When his instruments failed during a night patrol in a Havoc night fighter in May 1941, he bailed out at just 600ft, broke his hand as he hit the tail and failed to open his parachute properly. Luckily, the chute caught on the branches of a tree, which slowed his descent and he landed in a pile of manure in the garden of the poet Walter de la Mare.

In September 1942, he escaped unharmed from the wreckage of a Bristol Blenheim plane that crashed on take-off while giving him a lift to pick up his Distinguished Flying Cross (DFC) from the King. And as squadron leader in April 1945, just a month before the end of the war, Paddy’s Spitfire was hit several times by anti-aircraft fire over Northern Italy.

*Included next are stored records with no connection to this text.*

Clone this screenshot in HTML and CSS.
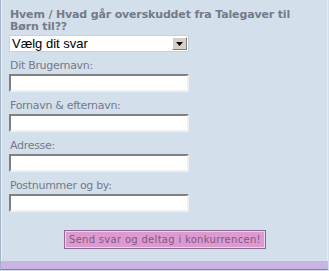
FILE: index.html
```html
<!DOCTYPE html>
<html lang="da">
<head>
<meta charset="utf-8">
<link rel="stylesheet" href="styles.css">
</head>
<body>
<div class="page">
  <form class="form">
    <div class="question">Hvem / Hvad går overskuddet fra Talegaver til Børn til??</div>
    <div class="select">
      <span class="select-text">Vælg dit svar</span>
      <span class="select-btn"><svg width="7" height="4" viewBox="0 0 7 4"><path d="M0 0H7L3.5 4Z" fill="#000"/></svg></span>
    </div>
    <label class="label">Dit Brugernavn:</label>
    <div class="input"></div>
    <label class="label">Fornavn &amp; efternavn:</label>
    <div class="input"></div>
    <label class="label">Adresse:</label>
    <div class="input"></div>
    <label class="label">Postnummer og by:</label>
    <div class="input"></div>
    <div class="actions">
      <button type="button" class="submit">Send svar og deltag i konkurrencen!</button>
    </div>
  </form>
  <div class="footer"></div>
</div>
</body>
</html>
```
FILE: styles.css
```css
html, body { margin: 0; padding: 0; }
body { width: 329px; height: 271px; overflow: hidden; background: #d3dfea; }
.page {
  width: 329px; height: 271px; box-sizing: border-box;
  display: flex; flex-direction: column;
  border-left: 1px solid #a6b2c6;
  border-right: 1px solid #d3dfea;
  background: #d3dfea;
  box-shadow: inset 1px 0 0 #e8eef5, inset -1px 0 0 #e6ecf4;
}
.form {
  flex: 1;
  padding: 9px 0 0 8px;
  display: flex; flex-direction: column;
  font-family: "DejaVu Sans", sans-serif;
  color: #757a8b;
}
.question { font-weight: bold; font-size: 11px; line-height: 12px; margin-left: 1px; width: 285px; letter-spacing: -0.15px; }
.select {
  margin-top: 2px;
  width: 180px; height: 17px; box-sizing: border-box;
  background: #fff; border: 1px solid #c8d2dc;
  display: flex; align-items: center; justify-content: space-between;
}
.select-text { font-family: "Liberation Sans", Arial, sans-serif; font-size: 13px; color: #000; padding-left: 2px; }
.select-btn {
  width: 15px; height: 13px; margin-right: 1px; box-sizing: border-box;
  background: #d4d0c8; border: 1px solid; border-color: #fff #808080 #808080 #fff;
  display: flex; align-items: center; justify-content: center;
}
.label { font-size: 11px; line-height: 13px; margin-top: 7px; margin-left: 1px; letter-spacing: -0.3px; }
.input {
  margin-top: 2px; width: 180px; height: 18px; box-sizing: border-box;
  background: #fff; border: 2px solid; border-color: #808080 #f0f0f0 #f0f0f0 #808080;
}
.actions { display: flex; margin-top: 18px; padding-left: 55px; }
.submit {
  margin: 0; padding: 0 4px; height: 19px;
  background: #dc9ad0; color: #7e5a82;
  border: 1px solid #8a6a8e; box-shadow: inset 1px 1px 0 #f2d0ec, inset -1px -1px 0 #f2d0ec;
  font-family: "DejaVu Sans", sans-serif; font-size: 10px; letter-spacing: 0.3px;
}
.footer { height: 8px; background: #c9b4e4; border-bottom: 1px solid #8a7aa6; margin-bottom: 1px; }
```
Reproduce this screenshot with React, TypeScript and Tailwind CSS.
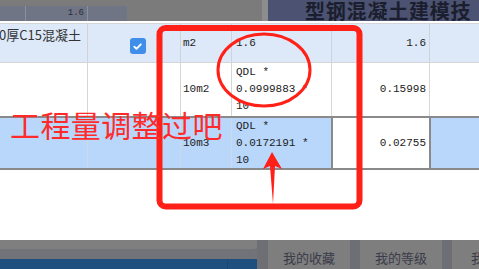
import React from "react";

const MONO = "font-['Liberation_Mono','Noto_Sans_CJK_SC',monospace]";
const CJK = "font-['Noto_Sans_CJK_SC','Noto_Sans',sans-serif]";

const Checkbox = () => (
  <span className="flex h-[16px] w-[16px] items-center justify-center rounded-[3px] bg-[#3f8ee9]">
    <svg width="11" height="11" viewBox="0 0 12 12" fill="none">
      <path d="M2.5 6.2l2.4 2.4L9.6 3.6" stroke="#fff" strokeWidth="2" strokeLinecap="round" strokeLinejoin="round" />
    </svg>
  </span>
);

const Formula = ({ value }: { value: string }) => (
  <div className="flex flex-col whitespace-nowrap pl-[4px] leading-[17px]">
    <span>QDL *</span>
    <span>{value} *</span>
    <span>10</span>
  </div>
);

const Annotations = () => (
  <>
    <svg className="pointer-events-none absolute left-0 top-0" width="479" height="269" viewBox="0 0 479 269">
      <rect x="159.5" y="28" width="200" height="178.5" rx="6" fill="none" stroke="#ff2118" strokeWidth="6" />
      <ellipse cx="264" cy="70" rx="46" ry="36" fill="none" stroke="#ff2118" strokeWidth="3" />
      <path d="M272 152 L282 169 L275 166 L273 204 L270 166 L263 169 Z" fill="#ff2118" />
    </svg>
    <span className={`${CJK} pointer-events-none absolute left-[10px] top-[109px] text-[30px] leading-none tracking-[0.4px] text-[#ff2b2b]`}>
      工程量调整过吧
    </span>
  </>
);

export default function App() {
  return (
    <div className={`${MONO} relative h-[269px] w-[479px] overflow-hidden bg-white text-[11px] text-[#222]`}>
      {/* dimmed header strip */}
      <div className="flex h-[21px] bg-[#7b7b7b]">
        <div className="mt-[6px] flex h-[15px] w-[127px] bg-[#707585] text-[9px] text-[#2a2d38]">
          <div className="w-[26px] border-r border-[#8b90a0]" />
          <div className="w-[62px] border-r border-[#8b90a0] pr-[3px] text-right leading-[15px]">1.6</div>
        </div>
        <div className="w-[135px]" />
        <div className="w-[6px] bg-[#8d8d8d]" />
        <div className={`${CJK} flex-1 overflow-hidden whitespace-nowrap bg-[#4c5271] pl-[37px] text-[20px] font-bold leading-[21px] tracking-[0.8px] text-[#1b1e2e]`}>
          型钢混凝土建模技
        </div>
      </div>
      <div className="h-[2px] bg-white" />

      {/* row 1 */}
      <div className="flex h-[40px] border-y border-[#d4d6da] bg-[#dde9f9]">
        <div className={`${CJK} w-[88px] overflow-hidden whitespace-nowrap border-r border-[#d0d3d8] pt-[2px] text-[13px] leading-[18px] text-[#333]`}>
          <span className="-ml-[1px]">0厚C15混凝土</span>
        </div>
        <div className="flex w-[93px] items-center justify-center border-r border-[#d0d3d8] pt-[6px] pl-[7px]">
          <Checkbox />
        </div>
        <div className="flex w-[51px] items-center border-r border-[#d0d3d8] pl-[2px]">m2</div>
        <div className="flex w-[100px] items-center border-r border-[#d0d3d8] pl-[4px]">1.6</div>
        <div className="flex w-[98px] items-center justify-end border-r border-[#d0d3d8] pr-[3px]">1.6</div>
        <div className="flex-1" />
      </div>

      {/* row 2 */}
      <div className="flex h-[55px] border-b-2 border-[#8a8a8a] bg-white">
        <div className="w-[88px] border-r border-[#d6d6d6]" />
        <div className="w-[93px] border-r border-[#d6d6d6]" />
        <div className="flex w-[51px] items-center border-r border-[#d6d6d6] pl-[2px]">10m2</div>
        <div className="flex w-[100px] items-center border-r border-[#d6d6d6]">
          <Formula value="0.0999883" />
        </div>
        <div className="flex w-[98px] items-center justify-end border-r border-[#d6d6d6] pr-[3px]">0.15998</div>
        <div className="flex-1" />
      </div>

      {/* row 3 (selected) */}
      <div className="flex h-[52px] border-b-2 border-[#8a8a8a] bg-[#b8d7fb]">
        <div className="w-[88px] border-r border-[#cdd9e6]" />
        <div className="w-[93px] border-r border-[#cdd9e6]" />
        <div className="flex w-[51px] items-center border-r border-[#cdd9e6] pl-[2px]">10m3</div>
        <div className="flex w-[99px] items-center">
          <Formula value="0.0172191" />
        </div>
        <div className="flex w-[100px] items-center justify-end border-x-2 border-[#8a8a8a] bg-white pr-[3px]">0.02755</div>
        <div className="flex-1" />
      </div>

      <div className="h-[70px]" />

      {/* dimmed footer */}
      <div className={`${CJK} flex h-[29px] bg-[#6e6f75] text-[13px] text-[#3b3c4a]`}>
        <div className="flex w-[257px] flex-col">
          <div className="h-[9px] rounded-br-[3px] bg-[#7f7f7f]" />
          <div className="h-[10px] bg-[#727378]" />
          <div className="flex h-[10px] bg-[#1e4f7f]">
            <div className="w-[228px] border-r border-[#1a4673]" />
          </div>
        </div>
        <div className="w-[11px]" />
        <div className="flex w-[82px] items-end justify-center bg-[#7e7e7e] pb-[3px] leading-[17px]">我的收藏</div>
        <div className="w-[10px]" />
        <div className="flex w-[82px] items-end justify-center bg-[#7e7e7e] pb-[3px] leading-[17px]">我的等级</div>
        <div className="w-[10px]" />
        <div className="flex flex-1 items-end overflow-hidden whitespace-nowrap bg-[#7e7e7e] pb-[3px] pl-[19px] leading-[17px]">我的</div>
      </div>

      <Annotations />
    </div>
  );
}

He parachuted down into enemy territory and had to run through an orchard while being shot at by soldiers.

He was saved by Italian partisans who smuggled him to safety dressed in peasant’s clothing, with a ten-year-old girl called Carla walking him through a German checkpoint. “For all those hours I was scared as hell, not for my life, I’m Irish,” he later recalled. “But I was terrified of becoming the cause of the death of that brave little girl.”

Last year Paddy finally got to meet the daughter of the girl who saved his life, Lina Volpi, after he put out an appeal to find her. Carla had died ten years earlier but he told Lina: “All I can say is that I owe her the world”. Indeed, it was the pilot’s last brush with death. After the war he married wife Bridget, who died in 1998, and the couple had three children and seven grandchildren.

He continued to serve as an officer in the RAF in the Middle East and France before retiring in 1969, and after several years living in Canada returned to Dublin. Five years ago he became the last living Battle of Britain pilot following the death of Terry Clark aged 101.

But Paddy always insisted he was just doing his job. “We were just shooting Germans before they shot us. It was just me, doing what I was meant to do – and on the tenth of every month, you get paid for doing it,” he said. But he did admit he had been lucky. “The main skill was luck,” he once said. “I had bags of luck and here I am. It’s either being Irish or being lucky. If you are both you are really lucky.”